カリフォルニア商業アワビ漁ダイバー スティーブ・リバック:
わたしたちがこの惨状を見たのは1998年です。コンセプション岬のすぐ南のコホ・アンカレッジに100頭ほどのラッコが移動してきました。そこはラッコ排除海域の中で、その100頭のラッコたちは1998年、年間200万ドルほどの売り上げを見込んでいた漁業をだめにしてしまいました。漁業関係者が駆逐されるまでほんの3か月ほどでした。
まだアワビも残っています。ロブスターも、ウニもある程度はあります。しかし、それで経済的にやっていけるほどのレベルではありません。漁は終わってしまったのです。
アメリカ漁業野生生物局 リリアン・カーズウェル:
そのコホのパイプラインのビデオが…私にはわかりません。それが信頼できるものなのかわかりません。分かっているのは、それが、明らかに何か説得力のあるもののように意図的に作られているということです。使われているライティングも違うのが分かるでしょう。つまり、そのアワビをラッコが食べたのだろう、と言いたいわけです。
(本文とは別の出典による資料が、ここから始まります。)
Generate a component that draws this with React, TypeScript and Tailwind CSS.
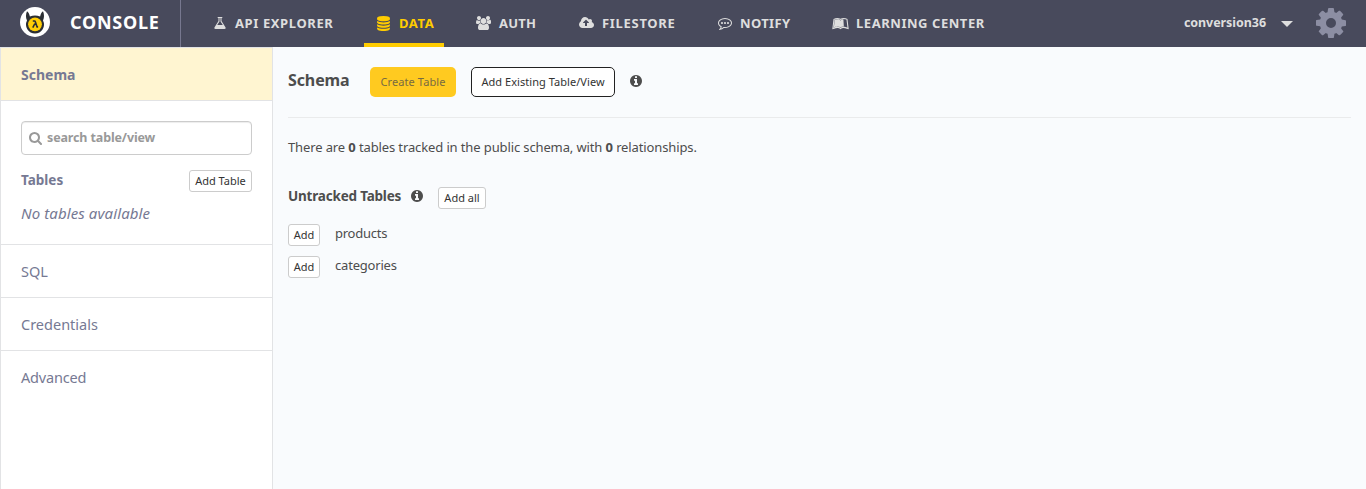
import type { ReactNode } from 'react';
import { FaLeanpub } from 'react-icons/fa';

type GlyphProps = { d: string; className: string; viewBox?: string };

function Glyph({ d, className, viewBox = '0 0 1792 1792' }: GlyphProps) {
  return (
    <svg viewBox={viewBox} className={className} fill="currentColor" aria-hidden="true">
      <path d={d} />
    </svg>
  );
}

const FLASK =
  'M1591 1448q56 89 21.5 152.5t-140.5 63.5h-1152q-106 0-140.5-63.5t21.5-152.5l503-793v-399h-64q-26 0-45-19t-19-45 19-45 45-19h512q26 0 45 19t19 45-19 45-45 19h-64v399zm-779-725l-272 429h712l-272-429-20-31v-436h-128v436z';
const DATABASE =
  'M896 768q237 0 443-43t325-127v170q0 69-103 128t-280 93.5-385 34.5-385-34.5-280-93.5-103-128v-170q119 84 325 127t443 43zm0 768q237 0 443-43t325-127v170q0 69-103 128t-280 93.5-385 34.5-385-34.5-280-93.5-103-128v-170q119 84 325 127t443 43zm0-384q237 0 443-43t325-127v170q0 69-103 128t-280 93.5-385 34.5-385-34.5-280-93.5-103-128v-170q119 84 325 127t443 43zm0-1152q208 0 385 34.5t280 93.5 103 128v128q0 69-103 128t-280 93.5-385 34.5-385-34.5-280-93.5-103-128v-128q0-69 103-128t280-93.5 385-34.5z';
const USERS =
  'M657 896q-162 5-265 128h-134q-82 0-138-40.5t-56-118.5q0-353 124-353 6 0 43.5 21t97.5 42.5 119 21.5q67 0 133-23-5 37-5 66 0 159 90 296zm1071 637q0 120-73 189.5t-194 69.5h-874q-121 0-194-69.5t-73-189.5q0-53 3.5-103.5t14-109 26.5-108.5 43-97.5 62-81 85.5-53.5 111.5-20q10 0 43 21.5t73 48 107 48 135 21.5 135-21.5 107-48 73-48 43-21.5q61 0 111.5 20t85.5 53.5 62 81 43 97.5 26.5 108.5 14 109 3.5 103.5zm-1024-1277q0 106-75 181t-181 75-181-75-75-181 75-181 181-75 181 75 75 181zm704 384q0 159-112.5 271.5t-271.5 112.5-271.5-112.5-112.5-271.5 112.5-271.5 271.5-112.5 271.5 112.5 112.5 271.5zm576 225q0 78-56 118.5t-138 40.5h-134q-103-123-265-128 90-137 90-296 0-29-5-66 66 23 133 23 59 0 119-21.5t97.5-42.5 43.5-21q124 0 124 353zm-128-609q0 106-75 181t-181 75-181-75-75-181 75-181 181-75 181 75 75 181z';
const CLOUD_UPLOAD =
  'M1216 864q0-14-9-23l-352-352q-9-9-23-9t-23 9l-351 351q-10 12-10 24 0 14 9 23t23 9h224v352q0 13 9.5 22.5t22.5 9.5h192q13 0 22.5-9.5t9.5-22.5v-352h224q13 0 22.5-9.5t9.5-22.5zm640 288q0 159-112.5 271.5t-271.5 112.5h-1088q-185 0-316.5-131.5t-131.5-316.5q0-130 70-240t188-165q-2-30-2-43 0-212 150-362t362-150q156 0 285.5 87t188.5 231q71-62 166-62 106 0 181 75t75 181q0 76-41 138 130 31 213.5 135.5t83.5 238.5z';
const COMMENTING =
  'M640 896q0 53-37.5 90.5t-90.5 37.5-90.5-37.5-37.5-90.5 37.5-90.5 90.5-37.5 90.5 37.5 37.5 90.5zm384 0q0 53-37.5 90.5t-90.5 37.5-90.5-37.5-37.5-90.5 37.5-90.5 90.5-37.5 90.5 37.5 37.5 90.5zm384 0q0 53-37.5 90.5t-90.5 37.5-90.5-37.5-37.5-90.5 37.5-90.5 90.5-37.5 90.5 37.5 37.5 90.5zm-512-512q-204 0-381.5 69.5t-282 187.5-104.5 255q0 112 71.5 213.5t201.5 175.5l87 50-27 96q-24 91-70 172 152-63 275-171l43-38 57 6q69 8 130 8 204 0 381.5-69.5t282-187.5 104.5-255-104.5-255-282-187.5-381.5-69.5zm896 512q0 174-120 321.5t-326 233-450 85.5q-70 0-145-8-198 175-460 242-49 14-114 22h-5q-15 0-27-10.5t-16-27.5v-1q-3-4-.5-12t2-10 4.5-9.5l6-9 7-8.5 8-9q7-8 31-34.5t34.5-38 31-39.5 32.5-51 27-59 26-76q-157-89-247.5-220t-90.5-281q0-130 71-248.5t191-204.5 286-136.5 348-50.5 348 50.5 286 136.5 191 204.5 71 248.5z';
const INFO =
  'M1152 1376v-160q0-14-9-23t-23-9h-96v-512q0-14-9-23t-23-9h-320q-14 0-23 9t-9 23v160q0 14 9 23t23 9h96v320h-96q-14 0-23 9t-9 23v160q0 14 9 23t23 9h448q14 0 23-9t9-23zm-128-896v-160q0-14-9-23t-23-9h-192q-14 0-23 9t-9 23v160q0 14 9 23t23 9h192q14 0 23-9t9-23zm640 416q0 209-103 385.5t-279.5 279.5-385.5 103-385.5-103-279.5-279.5-103-385.5 103-385.5 279.5-279.5 385.5-103 385.5 103 279.5 279.5 103 385.5z';
const SEARCH =
  'M1216 832q0-185-131.5-316.5t-316.5-131.5-316.5 131.5-131.5 316.5 131.5 316.5 316.5 131.5 316.5-131.5 131.5-316.5zm512 832q0 52-38 90t-90 38q-54 0-90-38l-343-342q-179 124-399 124-143 0-273.5-55.5t-225-150-150-225-55.5-273.5 55.5-273.5 150-225 225-150 273.5-55.5 273.5 55.5 225 150 150 225 55.5 273.5q0 220-124 399l343 343q37 37 37 90z';
const COG =
  'M1152 896q0-106-75-181t-181-75-181 75-75 181 75 181 181 75 181-75 75-181zm512-109v222q0 12-8 23t-20 13l-185 28q-19 54-39 91 35 50 107 138 10 12 10 25t-9 23q-27 37-99 108t-94 71q-12 0-26-9l-138-108q-44 23-91 38-16 136-29 186-7 28-36 28h-222q-14 0-24.5-8.5t-11.5-21.5l-28-184q-49-16-90-37l-141 107q-10 9-25 9-14 0-25-11-126-114-165-168-7-10-7-23 0-12 8-23 15-21 51-66.5t54-70.5q-27-50-41-99l-183-27q-13-2-21-12.5t-8-23.5v-222q0-12 8-23t19-13l186-28q14-46 39-92-40-57-107-138-10-12-10-24 0-10 9-23 26-36 98.5-107.5t94.5-71.5q13 0 26 10l138 107q44-23 91-38 16-136 29-186 7-28 36-28h222q14 0 24.5 8.5t11.5 21.5l28 184q49 16 90 37l142-107q9-9 24-9 13 0 25 10 129 119 165 170 7 8 7 22 0 12-8 23-15 21-51 66.5t-54 70.5q26 50 41 98l183 28q13 2 21 12.5t8 23.5z';

function Logo() {
  return (
    <svg viewBox="0 0 30 30" className="size-[30px]" aria-hidden="true">
      <circle cx="15" cy="15" r="15" fill="#fff" />
      <path
        d="M7 4.300C8.700 5.500 9.400 7.200 9.900 9.600Q15 7.300 20.100 9.600C20.600 7.200 21.300 5.500 23 4.300C24.300 7.400 24.400 10.500 23 13.500A9 9 0 1 1 7 13.500C5.600 10.500 5.700 7.400 7 4.300z"
        fill="#2b2e33"
      />
      <circle cx="15" cy="17.300" r="6.900" fill="#ffcd06" />
      <path d="M12.800 14h1.700q.6 0 .9.900l1.700 5h1M14.900 16.500l-2.100 4.100" fill="none" stroke="#2b2e33" strokeWidth="1.600" />
    </svg>
  );
}

function Tab({ className, active, icon, children }: { className: string; active?: boolean; icon: ReactNode; children: ReactNode }) {
  return (
    <a
      className={`mr-5 flex h-[47px] shrink-0 items-center whitespace-nowrap border-b-4 pt-[3px] text-[13px] font-bold ${
        active ? 'border-[#ffcc00] text-[#ffcc00]' : 'border-transparent text-[#dedede]'
      } ${className}`}
    >
      {icon}
      <span className="pt-px">{children}</span>
    </a>
  );
}

function SmallButton({ className, children }: { className: string; children: ReactNode }) {
  return (
    <button
      className={`flex h-[22px] items-center justify-center rounded-[3px] border border-[#ccc] bg-white pb-[2px] text-[11px] leading-none text-[#333] ${className}`}
    >
      {children}
    </button>
  );
}

export default function App() {
  return (
    <div className="flex h-[489px] w-[1366px] flex-col overflow-hidden bg-[#f9fbfd] font-['Noto_Sans','Open_Sans',sans-serif] text-[#4d4d4d]">
      <header className="flex h-[47px] shrink-0 bg-[#484a5c]">
        <div className="flex h-full w-[181px] items-center border-r border-[#77788f] pb-[3px] pl-5">
          <Logo />
          <span className="ml-5 text-[18px] font-bold tracking-[0.75px] text-white">CONSOLE</span>
        </div>
        <nav className="flex pl-5">
          <Tab className="w-[143px] pl-[12px] tracking-[0.6px]" icon={<Glyph d={FLASK} className="mr-2 size-[14px]" />}>
            API EXPLORER
          </Tab>
          <Tab className="w-20 pl-[12px] tracking-[0.6px]" active icon={<Glyph d={DATABASE} className="mr-2 size-[15px]" />}>
            DATA
          </Tab>
          <Tab className="w-[83px] pl-[12px] tracking-[0.25px]" icon={<Glyph d={USERS} viewBox="64 0 1920 1792" className="mr-2 h-[14px] w-[15px]" />}>
            AUTH
          </Tab>
          <Tab className="w-[119px] pl-[12px] tracking-[0.7px]" icon={<Glyph d={CLOUD_UPLOAD} viewBox="-64 0 1920 1792" className="mr-2 h-[14px] w-[15px]" />}>
            FILESTORE
          </Tab>
          <Tab className="w-[94px] pl-[12px] tracking-[0.35px]" icon={<Glyph d={COMMENTING} className="mr-2 size-[14px]" />}>
            NOTIFY
          </Tab>
          <Tab className="w-[184px] pl-[12px] tracking-[0.55px]" icon={<FaLeanpub className="mr-[7px] h-[15px] w-[17px]" />}>
            LEARNING CENTER
          </Tab>
        </nav>
        <div className="ml-auto flex items-center pb-px pr-5 text-[#dedede]">
          <span className="text-[12.5px] font-bold tracking-[-0.06px]">conversion36</span>
          <svg viewBox="0 0 12 6" className="ml-[15px] mt-px h-[6px] w-3" fill="currentColor" aria-hidden="true">
            <path d="M0 0h12L6 6z" />
          </svg>
          <Glyph d={COG} viewBox="128 128 1536 1536" className="ml-[23px] size-[30px] text-[#8c8ea3]" />
        </div>
      </header>

      <div className="flex min-h-0 flex-1">
        <aside className="flex w-[273px] shrink-0 flex-col border-x border-[#e2e3e5] bg-white text-[#767993]">
          <div className="flex h-[54px] items-center border-y border-[#e2e3e5] bg-[#fff5d1] pl-5 pt-px text-[14px] font-bold">Schema</div>
          <div className="flex h-36 flex-col border-b border-[#e2e3e5] px-5 pt-5">
            <label className="flex h-[34px] w-[231px] items-center rounded-[4px] border border-[#ccc] pl-[7px] text-[#999] shadow-[inset_0_1px_1px_rgba(0,0,0,0.075)]">
              <Glyph d={SEARCH} viewBox="64 128 1664 1664" className="size-[13px]" />
              <span className="ml-[5px] text-[12.5px] font-bold tracking-[-0.13px]">search table/view</span>
            </label>
            <div className="mt-[15px] flex h-[22px] w-[231px] items-center justify-between">
              <span className="pb-[2px] text-[13.5px] font-bold leading-[20px]">Tables</span>
              <SmallButton className="w-[63px]">Add Table</SmallButton>
            </div>
            <em className="mt-[10px] text-[15px] leading-[22px] tracking-[0.1px]">No tables available</em>
          </div>
          <div className="flex h-[53px] items-center border-b border-[#e2e3e5] pl-5 pt-px text-[14.5px]">SQL</div>
          <div className="flex h-[53px] items-center border-b border-[#e2e3e5] pl-5 pt-px text-[14.5px]">Credentials</div>
          <div className="flex h-[53px] items-center pl-5 pt-px text-[14.5px] tracking-[-0.2px]">Advanced</div>
        </aside>

        <main className="flex flex-1 flex-col pl-[15px] pr-[15px] pt-5">
          <div className="flex h-[51px] items-start border-b border-[#eaebec]">
            <h1 className="w-[82px] text-[16px] font-bold leading-[26px] tracking-[-0.1px]">Schema</h1>
            <button className="flex h-[30px] w-[86px] items-center justify-center rounded-[5px] bg-[#ffca20] text-[11px] tracking-[0.1px] text-[#776a42]">
              Create Table
            </button>
            <button className="ml-[15px] flex h-[30px] w-36 items-center justify-center rounded-[5px] border border-[#222] bg-white text-[11px] tracking-[0.05px] text-[#333]">
              Add Existing Table/View
            </button>
            <Glyph d={INFO} viewBox="128 128 1536 1536" className="ml-[15px] mt-2 size-3" />
          </div>
          <p className="mt-[18px] text-[13px] leading-[22px] tracking-[-0.12px]">
            There are <b>0</b> tables tracked in the public schema, with <b>0</b> relationships.
          </p>
          <div className="mt-[29px] flex h-[22px] items-start">
            <h2 className="w-[123px] text-[13.5px] font-bold leading-[18px] tracking-[-0.2px]">
              Untracked Tables
            </h2>
            <Glyph d={INFO} viewBox="128 128 1536 1536" className="mt-[3px] size-3" />
            <SmallButton className="ml-[15px] w-12">Add all</SmallButton>
          </div>
          <div className="mt-[15px] flex h-[22px] items-start">
            <SmallButton className="w-8">Add</SmallButton>
            <span className="ml-[15px] text-[13px] leading-[18px] tracking-[-0.25px]">products</span>
          </div>
          <div className="mt-[10px] flex h-[22px] items-start">
            <SmallButton className="w-8">Add</SmallButton>
            <span className="ml-[15px] text-[13px] leading-[18px] tracking-[-0.2px]">categories</span>
          </div>
        </main>
      </div>
    </div>
  );
}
これから起こる変化というのは漸進的なもので、今日起こっていることと同じです。ですから、人々には色々調整する時間が必要になります。たくさんのラッコが私たちが最終的な支配に屈するのを待ち、直ちにやってきて侵略しようとしているわけではありません。全ては非常にゆっくりとしたプロセスなのです。
カリフォルニア商業アワビ漁ダイバー スティーブ・リバック:
コホでは、それが3か月の間に起こりました。ということは、それは、コンセプション岬の南やサンタバーバラや、その他の港で起こりうることのモデルとも言えます。
カリフォルニア ウニ委員会 マイケル・ハリントン:
それは、資源が無くなってしまうようなことを見たかどうかという問題ではありません。政治団体に、私の運命をコントロールすることを許しているということなのです。そうしたことに非常に憤りを感じます。私を追い出そうとしているのです。私は保険を売りたいと思わないから、漁をするのです。生活の糧を得るのに、素直に心に従っているだけなのです。
突然、最近になって、私よりずっと高度な教育を受けてきた人々と会って時間を過ごすようになりました。私には自分たちより低い椅子をすすめ、テーブルを挟み、何時間も私を座らせるのです。そうした時間を過ごすのも私にはお金はかかるのです。彼らはその場にいても給料が支払われるから、会議をして同じことを何度も話すのが好きなのでしょう。非常にしんどいことです。
オッタープロジェクト創始者 スティーブ・シメック:
一部で、自然でない漁の仕方があるということは忘れてはいけません。つまり、自然な状況とはどのようなものか。それは、ラッコの存在を含む状況です。最初にいたのはラッコのほうです。ラッコが最初です。今日、ラッコは戻って来たいと思っている。ラッコは、絶滅に瀕する種のリストから外れ、元の生息域を取り戻すために必死でもがいています。どうしてそれが許されないのでしょう?
カリフォルニア ウニ委員会 マイケル・ハリントン:
ラッコには、コンセプション岬からカリフォルニアの一番北まで、行こうと思えば行ける場所があります。私たちは、漁のできる場所が少しあればいいのです。さほど大きな要求だとは思いません。
アメリカ漁業野生生物局 リリアン・カーズウェル:
このケースにおいては、両者のバランスをとるというよりは、何がしかの選択をするということになると思います。ある漁業を保護するために生息域の拡大を制限するべきでしょうか。あるいはラッコをかつての生息域に戻ってくるのを許し、その後に起こる変化を受け入れるべきでしょうか。